Il romanzo di Greene e’ del 1995, il film di Mankiewicz e’ di poco successivo (1958) e la forza profetica di Greene esplode infine compiutamente nel film di Philip Noyce, con un Micael Caine stupefacente.
A distanza di tanti anni, quando tutto si e’ compiuto, le metafore della donna asiatica amata dai due uomini, l’attempato inglese e il quieto americano idealista del titolo lasciano il posto alla sequenza degli avvenimenti, a cio’ che fu veramente: analogamente dal primo al secondo tempo del film di Noyce l’attenzione si sposta dalla contemplazione intimista di un tardo amore impossibile ai titoli di giornale che riportano il crescendo dell’impegno americano in Vietnam, consiglieri, appoggi militari, sostegni
economici..tutto quello che sfocera’ nella carneficina in cui lasciarono al pelle 56.000 soldati americani e dieci volte tanti civili vietnamiti.

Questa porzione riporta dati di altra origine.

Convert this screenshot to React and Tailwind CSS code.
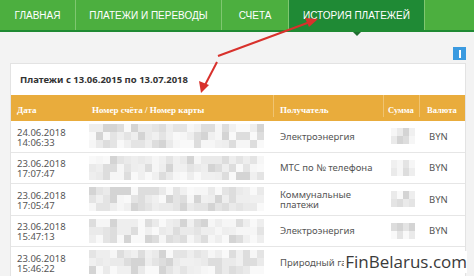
import React from 'react';

const tabs = [
  { label: 'ГЛАВНАЯ', w: 'w-[76px]' },
  { label: 'ПЛАТЕЖИ И ПЕРЕВОДЫ', w: 'w-[146px]' },
  { label: 'СЧЕТА', w: 'w-[67px]' },
  { label: 'ИСТОРИЯ ПЛАТЕЖЕЙ', w: 'w-[136px]', active: true },
];

const rows = [
  { date: '24.06.2018', time: '14:06:33', to: ['Электроэнергия'], cur: 'BYN' },
  { date: '23.06.2018', time: '17:07:47', to: ['МТС по № телефона'], cur: 'BYN' },
  { date: '23.06.2018', time: '17:05:47', to: ['Коммунальные', 'платежи'], cur: 'BYN' },
  { date: '23.06.2018', time: '15:47:13', to: ['Электроэнергия'], cur: 'BYN' },
  { date: '23.06.2018', time: '15:46:22', to: ['Природный га'], cur: '' },
];

const shades = ['#f6f6f6', '#f0f0f0', '#eaeaea', '#e4e4e4', '#dddddd', '#d4d4d4', '#f9f9f9', '#eeeeee'];

// deterministic pseudo-random shade for the blurred mosaic
const shade = (r, c, seed) => {
  const v = Math.abs(Math.sin(r * 12.9898 + c * 78.233 + seed * 3.17) * 43758.5453);
  return shades[Math.floor((v - Math.floor(v)) * shades.length)];
};

const Mosaic = ({ cols, rowsN, seed, cell = 7 }) => (
  <div className="flex flex-col">
    {Array.from({ length: rowsN }).map((_, r) => (
      <div key={r} className="flex">
        {Array.from({ length: cols }).map((_, c) => (
          <div
            key={c}
            className="h-[8px]"
            style={{ width: cell, backgroundColor: shade(r, c, seed) }}
          />
        ))}
      </div>
    ))}
  </div>
);

export default function App() {
  return (
    <div className="relative w-[474px] h-[276px] overflow-hidden bg-[#f3f3f3] font-['Noto_Sans',sans-serif]">
      {/* Nav */}
      <div className="relative flex h-[32px] bg-[#4caf3f] border-b-2 border-[#1f8a33]">
        {tabs.map((t) => (
          <div
            key={t.label}
            className={`${t.w} relative flex items-center justify-center border-r border-[#7fc770] text-white text-[10px] font-['Liberation_Sans',Arial,sans-serif] ${t.active ? 'bg-[#1f8a35]' : ''}`}
          >
            {t.label}
            {t.active && (
              <div className="absolute left-1/2 -translate-x-1/2 -bottom-[6px] w-0 h-0 border-l-[4px] border-r-[4px] border-t-[4px] border-l-transparent border-r-transparent border-t-[#1f6f30]" />
            )}
          </div>
        ))}
        <div className="flex-1" />
      </div>

      {/* Toolbar strip */}
      <div className="h-[31px] flex items-end justify-end pr-[8px] pb-[3px]">
        <div className="w-[13px] h-[13px] bg-[#3a9ae0] flex items-center justify-center">
          <div className="w-[2px] h-[8px] bg-white" />
        </div>
      </div>

      {/* Panel */}
      <div className="ml-[10px] w-[456px] bg-white border-t border-x border-[#e3e3e3]">
        <div className="h-[31px] flex items-center pl-[9px] pt-[2px] text-[9.5px] font-bold text-[#333]">
          Платежи с 13.06.2015 по 13.07.2018
        </div>

        {/* Header */}
        <div className="flex h-[26px] bg-[#e9ac3c] text-white text-[9px] font-bold font-['Liberation_Serif',serif] items-end pb-[4px]">
          <div className="w-[75px] pl-[6px]">Дата</div>
          <div className="w-[188px] pl-[6px] border-r border-[#f0c472] h-full flex items-end">Номер счёта / Номер карты</div>
          <div className="w-[110px] pl-[6px] border-r border-[#f0c472] h-full flex items-end">Получатель</div>
          <div className="w-[36px] pl-[4px] border-r border-[#f0c472] h-full flex items-end whitespace-nowrap text-[8.5px]">Сумма</div>
          <div className="flex-1 pl-[7px] text-[8.5px]">Валюта</div>
        </div>

        {/* Rows */}
        {rows.map((r, i) => (
          <div key={i} className="flex h-[31.5px] border-b border-[#e6e6e6] text-[9.5px] text-[#555] leading-[10px]">
            <div className="w-[78px] pl-[6px] flex items-center pt-[3px]">
              <span>
                {r.date}
                <br />
                {r.time}
              </span>
            </div>
            <div className="w-[185px] flex items-center">
              <Mosaic cols={25} rowsN={3} seed={i + 1} />
            </div>
            <div className="w-[110px] pl-[6px] flex items-center pt-[1px]">
              <span>
                {r.to.map((l, k) => (
                  <React.Fragment key={l}>
                    {k > 0 && <br />}
                    {l}
                  </React.Fragment>
                ))}
              </span>
            </div>
            <div className="w-[36px] pl-[7px] flex items-center">
              {r.cur && <Mosaic cols={4} rowsN={2} seed={i + 9} cell={6} />}
            </div>
            <div className="flex-1 pl-[9px] flex items-center pt-[1px]">{r.cur}</div>
          </div>
        ))}
      </div>

      {/* Annotation arrows */}
      <svg className="absolute inset-0 pointer-events-none" width="474" height="276">
        <line x1="218" y1="56" x2="310" y2="22" stroke="#d8312c" strokeWidth="2" />
        <polygon points="318,19 305,18 309,27" fill="#d8312c" />
        <line x1="217" y1="62" x2="205" y2="85" stroke="#d8312c" strokeWidth="2" />
        <polygon points="201,93 199,81 209,85" fill="#d8312c" />
      </svg>

      {/* Watermark */}
      <div className="absolute right-[7px] bottom-[3px] pl-[1px] bg-white text-[17px] leading-[22px] text-[#3a3a3a] font-['Open_Sans',sans-serif]">
        FinBelarus.com
      </div>
    </div>
  );
}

E’ per via di quella storia della “prima volta tragedia, la seconda farsa” che ancora una volta, come dice Pyle a Fowler. ..”tu non capisci, non riesci a vedere l’intero disegno” ?
Non lo so. Allora il “quiet american” del titolo, un emissario dei servizi di nome Holden Pyle, si occupava del vietnam manovrando la fazione locale per estromettere i francesi e combattere a modo suo il comunismo, adesso l’americano quieto e’ su tutti i telegiornali per combattere il terrorismo, sempre a modo su, e le manovre sottobanco fanno gia’ parte della storia, in attesa di essere riscoperte fra 15 anni, se esistera’ ancora un’industria cinematografica (come i dossier di 14.000 pagine infrattati e rieditati per comodita’ ma senza il capitolo con la lista delle 150 aziende inglesi e americane hanno contravvenuto all’embargo negli anni ’90. Esempi.).
Nei decenni trascorsi il quiet american ha perso un po’ di lucidita’, c’e’ da dire (ha anche perso IL nemico, pero’, ed e’ orfano nel senso piu’ tragico del termine, anche per chi gli sta intorno), mentre non ha perso il fisico superbo da marine superaddestrato che gli presta nel film Brendan Fraser, ne’ la faccia tosta di chiedere in sposa la ragazza vietnamita di fronte al suo fidanzato inglese, arrogante, superbo e consapevole di essere piu’ ricco dei due. Lei non ha voce, ne’ volonta, e’ una che vale per tanti.
Cosi’ come vale per tanti l’uomo che rantola a terra dopo la strage a cui il quiet american ha opportunamente invitato la stampa, mentre in primo piano Pyle si spazzola inutilmente i pantaloni lordati del sangue che ha versato. Vale per tanti anche Pyle, che ci lascera’ personalmente le penne consegnato ai suoi carnefici dall’inglese Fowler al temine della piu’ classica delle prove “se solo avesse dato un segno di pentimento l’avrei salvato”.
E vale per tanti anche Fowler: quello che non prende posizione, il reporter senza opinione propria che rimane nel suo nuovo paese. Di laggiu’ solo i titoli dei suoi articoli ci giungono alla fine, piombo su carta, quotidiani o libri profetici che siano.